Brief »
Starting from the top of the material, restate each line exactly until the line that contains "import React from", which is also copied. Pictures are excluded.

Dataset section »

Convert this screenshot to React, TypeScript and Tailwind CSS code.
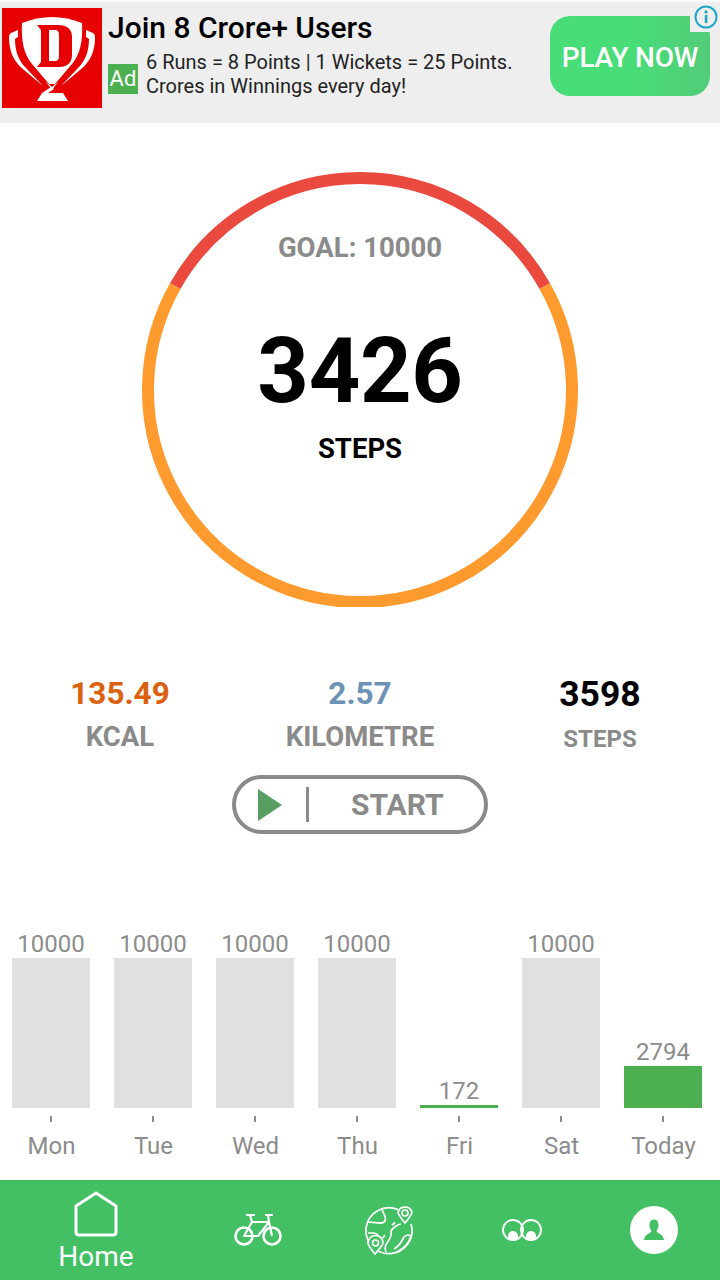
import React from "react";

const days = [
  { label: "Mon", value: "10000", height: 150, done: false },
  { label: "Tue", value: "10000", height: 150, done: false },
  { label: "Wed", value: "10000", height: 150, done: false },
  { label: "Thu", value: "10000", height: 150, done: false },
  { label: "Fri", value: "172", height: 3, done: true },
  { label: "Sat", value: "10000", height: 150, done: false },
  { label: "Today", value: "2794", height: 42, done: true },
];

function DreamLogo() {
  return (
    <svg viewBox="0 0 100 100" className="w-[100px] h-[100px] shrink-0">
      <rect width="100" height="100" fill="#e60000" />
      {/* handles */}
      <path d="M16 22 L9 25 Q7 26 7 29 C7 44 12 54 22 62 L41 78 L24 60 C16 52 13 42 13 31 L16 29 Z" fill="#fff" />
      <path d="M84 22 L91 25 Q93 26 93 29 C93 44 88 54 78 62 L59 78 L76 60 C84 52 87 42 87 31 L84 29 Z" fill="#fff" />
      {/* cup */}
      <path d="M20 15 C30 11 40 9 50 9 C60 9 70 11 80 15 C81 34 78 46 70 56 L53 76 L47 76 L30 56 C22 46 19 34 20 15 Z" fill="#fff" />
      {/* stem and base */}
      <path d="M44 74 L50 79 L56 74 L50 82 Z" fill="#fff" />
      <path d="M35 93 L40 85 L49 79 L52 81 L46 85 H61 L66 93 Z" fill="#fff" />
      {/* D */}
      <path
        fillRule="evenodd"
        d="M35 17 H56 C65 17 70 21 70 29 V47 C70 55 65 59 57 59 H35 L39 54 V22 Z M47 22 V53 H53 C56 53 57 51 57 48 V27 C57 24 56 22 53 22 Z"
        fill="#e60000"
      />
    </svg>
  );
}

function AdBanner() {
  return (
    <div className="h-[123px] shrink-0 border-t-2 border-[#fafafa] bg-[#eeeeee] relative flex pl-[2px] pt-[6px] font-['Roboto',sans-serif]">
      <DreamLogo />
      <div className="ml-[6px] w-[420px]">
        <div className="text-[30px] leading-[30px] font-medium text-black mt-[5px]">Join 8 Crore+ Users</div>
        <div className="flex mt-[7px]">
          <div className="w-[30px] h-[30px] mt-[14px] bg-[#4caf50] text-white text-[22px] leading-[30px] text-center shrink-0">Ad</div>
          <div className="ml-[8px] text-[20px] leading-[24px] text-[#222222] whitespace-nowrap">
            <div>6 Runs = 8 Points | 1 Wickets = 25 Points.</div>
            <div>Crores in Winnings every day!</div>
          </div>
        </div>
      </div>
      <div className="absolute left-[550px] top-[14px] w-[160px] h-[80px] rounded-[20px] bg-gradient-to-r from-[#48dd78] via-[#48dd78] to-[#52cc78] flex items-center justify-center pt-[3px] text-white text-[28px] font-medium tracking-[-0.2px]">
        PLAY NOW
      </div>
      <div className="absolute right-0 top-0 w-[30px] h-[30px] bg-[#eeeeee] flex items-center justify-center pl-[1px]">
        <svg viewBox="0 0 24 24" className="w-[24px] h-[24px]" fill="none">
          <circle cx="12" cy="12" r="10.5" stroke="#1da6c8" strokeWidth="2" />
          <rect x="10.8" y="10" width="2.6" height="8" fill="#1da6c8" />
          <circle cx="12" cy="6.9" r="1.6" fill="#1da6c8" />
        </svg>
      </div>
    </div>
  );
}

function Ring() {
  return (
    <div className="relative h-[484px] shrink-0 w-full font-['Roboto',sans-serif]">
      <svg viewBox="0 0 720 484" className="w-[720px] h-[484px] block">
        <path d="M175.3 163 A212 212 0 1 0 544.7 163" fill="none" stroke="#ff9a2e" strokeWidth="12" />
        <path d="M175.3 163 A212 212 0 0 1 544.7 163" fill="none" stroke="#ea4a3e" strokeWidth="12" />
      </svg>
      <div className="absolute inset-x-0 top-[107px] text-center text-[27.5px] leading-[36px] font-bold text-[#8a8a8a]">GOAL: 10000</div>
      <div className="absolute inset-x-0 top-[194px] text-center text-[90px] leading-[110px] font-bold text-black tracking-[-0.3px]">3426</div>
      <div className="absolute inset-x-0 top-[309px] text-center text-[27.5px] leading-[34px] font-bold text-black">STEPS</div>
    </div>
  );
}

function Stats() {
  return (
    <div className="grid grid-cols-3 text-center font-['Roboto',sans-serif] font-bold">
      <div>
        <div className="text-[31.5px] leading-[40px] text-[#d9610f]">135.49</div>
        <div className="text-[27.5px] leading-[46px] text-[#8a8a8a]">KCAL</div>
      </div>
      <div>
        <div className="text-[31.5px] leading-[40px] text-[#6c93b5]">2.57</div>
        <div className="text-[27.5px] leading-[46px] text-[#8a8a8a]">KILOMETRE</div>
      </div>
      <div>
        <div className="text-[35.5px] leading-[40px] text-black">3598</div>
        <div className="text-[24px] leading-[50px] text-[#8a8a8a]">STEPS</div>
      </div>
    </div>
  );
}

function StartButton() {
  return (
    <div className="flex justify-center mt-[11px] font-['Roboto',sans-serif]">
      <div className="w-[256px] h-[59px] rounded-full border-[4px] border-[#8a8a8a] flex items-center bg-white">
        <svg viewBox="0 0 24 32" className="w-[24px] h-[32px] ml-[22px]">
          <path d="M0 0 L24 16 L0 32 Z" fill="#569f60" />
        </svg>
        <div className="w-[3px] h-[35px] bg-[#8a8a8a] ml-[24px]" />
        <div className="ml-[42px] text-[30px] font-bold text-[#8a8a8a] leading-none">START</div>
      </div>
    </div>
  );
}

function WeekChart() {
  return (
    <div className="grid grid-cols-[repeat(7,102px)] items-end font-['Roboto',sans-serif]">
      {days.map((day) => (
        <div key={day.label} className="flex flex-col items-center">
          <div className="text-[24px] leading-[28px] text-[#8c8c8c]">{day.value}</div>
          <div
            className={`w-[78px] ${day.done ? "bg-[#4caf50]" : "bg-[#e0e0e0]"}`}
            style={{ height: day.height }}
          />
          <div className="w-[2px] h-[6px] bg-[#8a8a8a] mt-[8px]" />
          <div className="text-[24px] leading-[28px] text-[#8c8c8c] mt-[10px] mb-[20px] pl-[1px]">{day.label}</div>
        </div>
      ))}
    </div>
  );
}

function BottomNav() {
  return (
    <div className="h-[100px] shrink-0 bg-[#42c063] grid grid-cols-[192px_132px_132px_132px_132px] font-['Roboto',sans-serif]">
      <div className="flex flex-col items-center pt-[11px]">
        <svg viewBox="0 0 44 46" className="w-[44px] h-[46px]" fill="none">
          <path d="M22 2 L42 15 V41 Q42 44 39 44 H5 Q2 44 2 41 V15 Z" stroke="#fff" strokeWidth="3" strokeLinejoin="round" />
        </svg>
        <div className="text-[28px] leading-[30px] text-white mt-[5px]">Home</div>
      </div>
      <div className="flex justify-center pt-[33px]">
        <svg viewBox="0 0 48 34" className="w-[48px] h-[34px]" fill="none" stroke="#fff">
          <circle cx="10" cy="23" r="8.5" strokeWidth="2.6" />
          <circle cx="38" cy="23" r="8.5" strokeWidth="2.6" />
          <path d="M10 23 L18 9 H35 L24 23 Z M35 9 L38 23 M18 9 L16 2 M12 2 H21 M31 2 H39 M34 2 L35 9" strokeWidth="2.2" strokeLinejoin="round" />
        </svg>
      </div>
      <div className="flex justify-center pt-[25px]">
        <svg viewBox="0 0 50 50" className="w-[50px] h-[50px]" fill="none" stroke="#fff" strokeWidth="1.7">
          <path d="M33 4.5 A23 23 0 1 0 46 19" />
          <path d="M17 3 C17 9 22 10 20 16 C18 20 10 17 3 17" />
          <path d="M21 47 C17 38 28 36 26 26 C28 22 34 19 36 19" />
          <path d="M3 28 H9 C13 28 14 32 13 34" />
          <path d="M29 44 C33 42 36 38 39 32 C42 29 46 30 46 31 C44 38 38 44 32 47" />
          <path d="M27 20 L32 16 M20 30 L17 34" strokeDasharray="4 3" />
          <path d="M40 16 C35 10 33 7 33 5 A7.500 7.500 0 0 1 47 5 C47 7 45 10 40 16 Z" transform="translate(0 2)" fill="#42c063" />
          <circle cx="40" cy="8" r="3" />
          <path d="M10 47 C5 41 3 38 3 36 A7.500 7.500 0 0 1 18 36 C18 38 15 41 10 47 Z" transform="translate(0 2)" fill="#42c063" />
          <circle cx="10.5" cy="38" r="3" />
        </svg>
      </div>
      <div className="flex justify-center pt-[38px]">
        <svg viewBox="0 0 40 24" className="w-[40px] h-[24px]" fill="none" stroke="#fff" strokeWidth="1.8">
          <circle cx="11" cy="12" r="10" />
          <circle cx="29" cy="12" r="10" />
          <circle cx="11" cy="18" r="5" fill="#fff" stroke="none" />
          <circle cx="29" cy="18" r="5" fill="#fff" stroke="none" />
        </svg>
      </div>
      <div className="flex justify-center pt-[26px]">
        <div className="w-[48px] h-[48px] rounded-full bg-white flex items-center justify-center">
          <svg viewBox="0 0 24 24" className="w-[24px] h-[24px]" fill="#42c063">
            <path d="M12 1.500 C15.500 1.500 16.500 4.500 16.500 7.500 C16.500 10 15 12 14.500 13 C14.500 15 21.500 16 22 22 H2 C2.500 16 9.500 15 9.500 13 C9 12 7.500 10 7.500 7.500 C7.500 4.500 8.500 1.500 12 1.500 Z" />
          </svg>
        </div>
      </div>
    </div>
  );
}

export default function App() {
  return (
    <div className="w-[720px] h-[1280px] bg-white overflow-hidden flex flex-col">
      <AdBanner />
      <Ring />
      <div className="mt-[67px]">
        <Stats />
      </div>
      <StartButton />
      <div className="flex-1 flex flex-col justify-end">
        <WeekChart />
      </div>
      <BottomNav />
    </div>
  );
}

Response to the task »
Convert this screenshot to React, TypeScript and Tailwind CSS code.
import React from "react";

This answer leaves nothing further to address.